What you need to do: Find the string "screenshot" in the listing and report every line that has it.

Data rows:
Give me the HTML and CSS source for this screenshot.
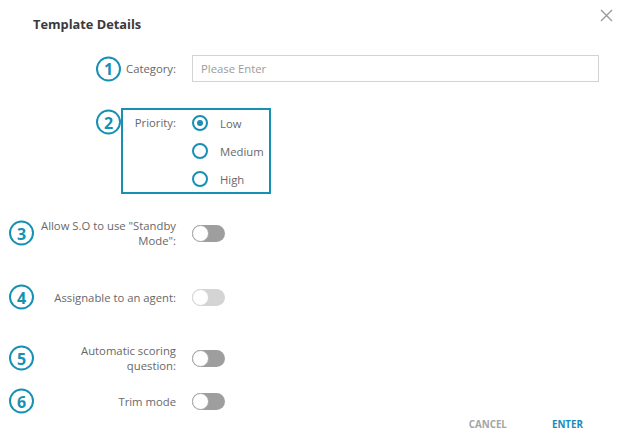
FILE: index.html
```html
<!DOCTYPE html>
<html lang="en">
<head>
    <meta charset="UTF-8">
    <title>Template Details</title>
    <link rel="stylesheet" href="styles.css">
</head>
<body>
    <div class="dialog">
        <div class="dialog-header">
            <div class="dialog-title">Template Details</div>
            <button class="close-btn" aria-label="Close">
                <svg width="13" height="13" viewBox="0 0 13 13">
                    <path d="M1 1 L12 12 M12 1 L1 12" stroke="#9a9a9a" stroke-width="1.4" fill="none"/>
                </svg>
            </button>
        </div>

        <div class="form">
            <div class="field field-category">
                <span class="badge badge-inner">1</span>
                <label class="field-label">Category:</label>
                <input class="text-input" type="text" placeholder="Please Enter">
            </div>

            <div class="field field-priority">
                <span class="badge badge-inner badge-top">2</span>
                <div class="highlight-box"></div>
                <label class="field-label label-top">Priority:</label>
                <div class="radio-group">
                    <div class="radio-row"><span class="radio checked"></span>Low</div>
                    <div class="radio-row"><span class="radio"></span>Medium</div>
                    <div class="radio-row"><span class="radio"></span>High</div>
                </div>
            </div>

            <div class="field field-standby">
                <span class="badge">3</span>
                <label class="field-label">Allow S.O to use "Standby Mode":</label>
                <div class="toggle"><span class="thumb"></span></div>
            </div>

            <div class="field field-agent">
                <span class="badge">4</span>
                <label class="field-label">Assignable to an agent:</label>
                <div class="toggle disabled"><span class="thumb"></span></div>
            </div>

            <div class="field field-scoring">
                <span class="badge">5</span>
                <label class="field-label">Automatic scoring question:</label>
                <div class="toggle"><span class="thumb"></span></div>
            </div>

            <div class="field field-trim">
                <span class="badge">6</span>
                <label class="field-label">Trim mode</label>
                <div class="toggle"><span class="thumb"></span></div>
            </div>
        </div>

        <div class="dialog-footer">
            <button class="btn btn-cancel">CANCEL</button>
            <button class="btn btn-enter">ENTER</button>
        </div>
    </div>
</body>
</html>
```

FILE: styles.css
```css
html, body {
    margin: 0;
    background: #ffffff;
}

.dialog {
    width: 617px;
    height: 444px;
    font-family: 'Open Sans', 'Noto Sans', sans-serif;
    color: #666666;
    box-sizing: border-box;
}

.dialog-header {
    display: flex;
    justify-content: space-between;
    align-items: flex-start;
    height: 55px;
}

.dialog-title {
    margin: 15px 0 0 33px;
    font-size: 12.8px;
    font-weight: bold;
    color: #3a3a3a;
}

.close-btn {
    margin: 9px 4px 0 0;
    padding: 0;
    border: none;
    background: none;
    line-height: 0;
}

.field {
    position: relative;
    display: grid;
    grid-template-columns: 176px 1fr;
    column-gap: 16px;
    align-items: center;
    padding-right: 18px;
    height: 30px;
}

.field-label {
    justify-self: end;
    text-align: right;
    font-size: 11.3px;
    line-height: 15px;
    color: #686868;
}

.field-category {
    height: 27px;
}

.field-priority {
    margin-top: 27px;
    height: 84px;
    align-items: start;
}

.label-top {
    margin-top: 6px;
}

.field-standby { margin-top: 25px; }
.field-standby .field-label { max-width: 138px; }
.field-agent { margin-top: 34px; }
.field-scoring { margin-top: 31px; }
.field-scoring .field-label { max-width: 100px; }
.field-trim { margin-top: 13px; }

.text-input {
    height: 27px;
    box-sizing: border-box;
    border: 1px solid #d3d3d3;
    padding: 0 8px;
    font-family: inherit;
    font-size: 11.3px;
    color: #444444;
    outline: none;
}

.text-input::placeholder {
    color: #9b9b9b;
}

.badge {
    position: absolute;
    left: 9px;
    top: 50%;
    transform: translateY(-50%);
    width: 25px;
    height: 25px;
    box-sizing: border-box;
    border: 2.5px solid #1790b3;
    border-radius: 50%;
    display: flex;
    justify-content: center;
    align-items: center;
    font-size: 16px;
    font-weight: bold;
    color: #1790b3;
}

.badge-inner {
    left: 96px;
}

.badge-top {
    top: 13px;
}

.highlight-box {
    position: absolute;
    left: 121px;
    top: -1px;
    width: 150px;
    height: 86px;
    box-sizing: border-box;
    border: 2px solid #1790b3;
    pointer-events: none;
}

.radio-group {
    display: flex;
    flex-direction: column;
}

.radio-row {
    display: flex;
    align-items: center;
    gap: 12px;
    height: 28px;
    font-size: 11.3px;
    color: #686868;
}

.radio {
    width: 16px;
    height: 16px;
    box-sizing: border-box;
    border: 2px solid #1790b3;
    border-radius: 50%;
    display: flex;
    justify-content: center;
    align-items: center;
}

.radio.checked::after {
    content: "";
    width: 6px;
    height: 6px;
    border-radius: 50%;
    background: #1790b3;
}

.toggle {
    width: 33px;
    height: 17px;
    border-radius: 9px;
    background: #9e9e9e;
    position: relative;
}

.toggle .thumb {
    position: absolute;
    left: 0;
    top: 0;
    width: 17px;
    height: 17px;
    box-sizing: border-box;
    border-radius: 50%;
    background: #ffffff;
    border: 1px solid #a8a8a8;
}

.toggle.disabled {
    background: #d4d4d4;
}

.toggle.disabled .thumb {
    border-color: #d4d4d4;
}

.dialog-footer {
    display: flex;
    justify-content: flex-end;
    gap: 45px;
    padding-right: 34px;
    height: 16px;
    align-items: center;
}

.btn {
    padding: 0;
    border: none;
    background: none;
    font-family: inherit;
    font-size: 9.8px;
    font-weight: bold;
}

.btn-cancel {
    color: #a5a5a5;
}

.btn-enter {
    color: #1a8bb8;
}
```
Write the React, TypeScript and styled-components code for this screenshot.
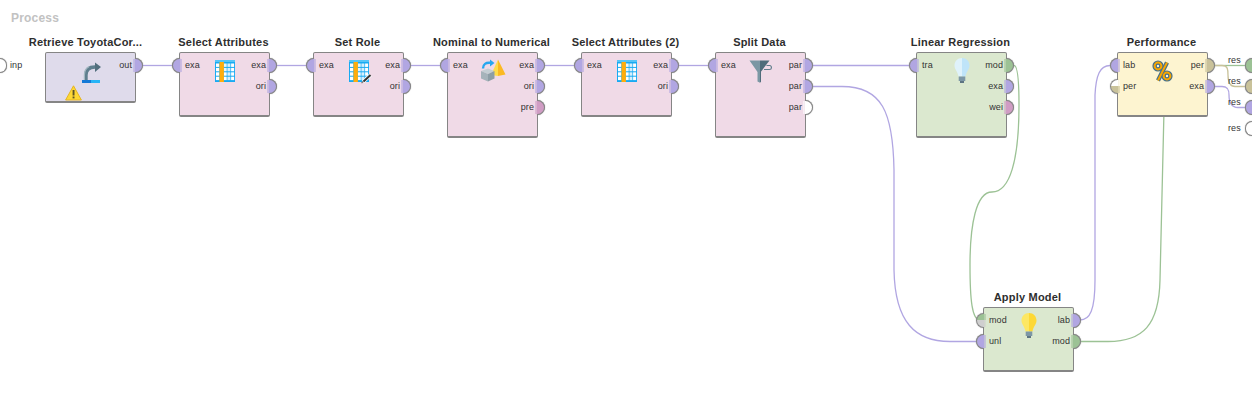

Correct response:
Give me the HTML and CSS source for this screenshot.
Write the React, TypeScript and styled-components code for this screenshot.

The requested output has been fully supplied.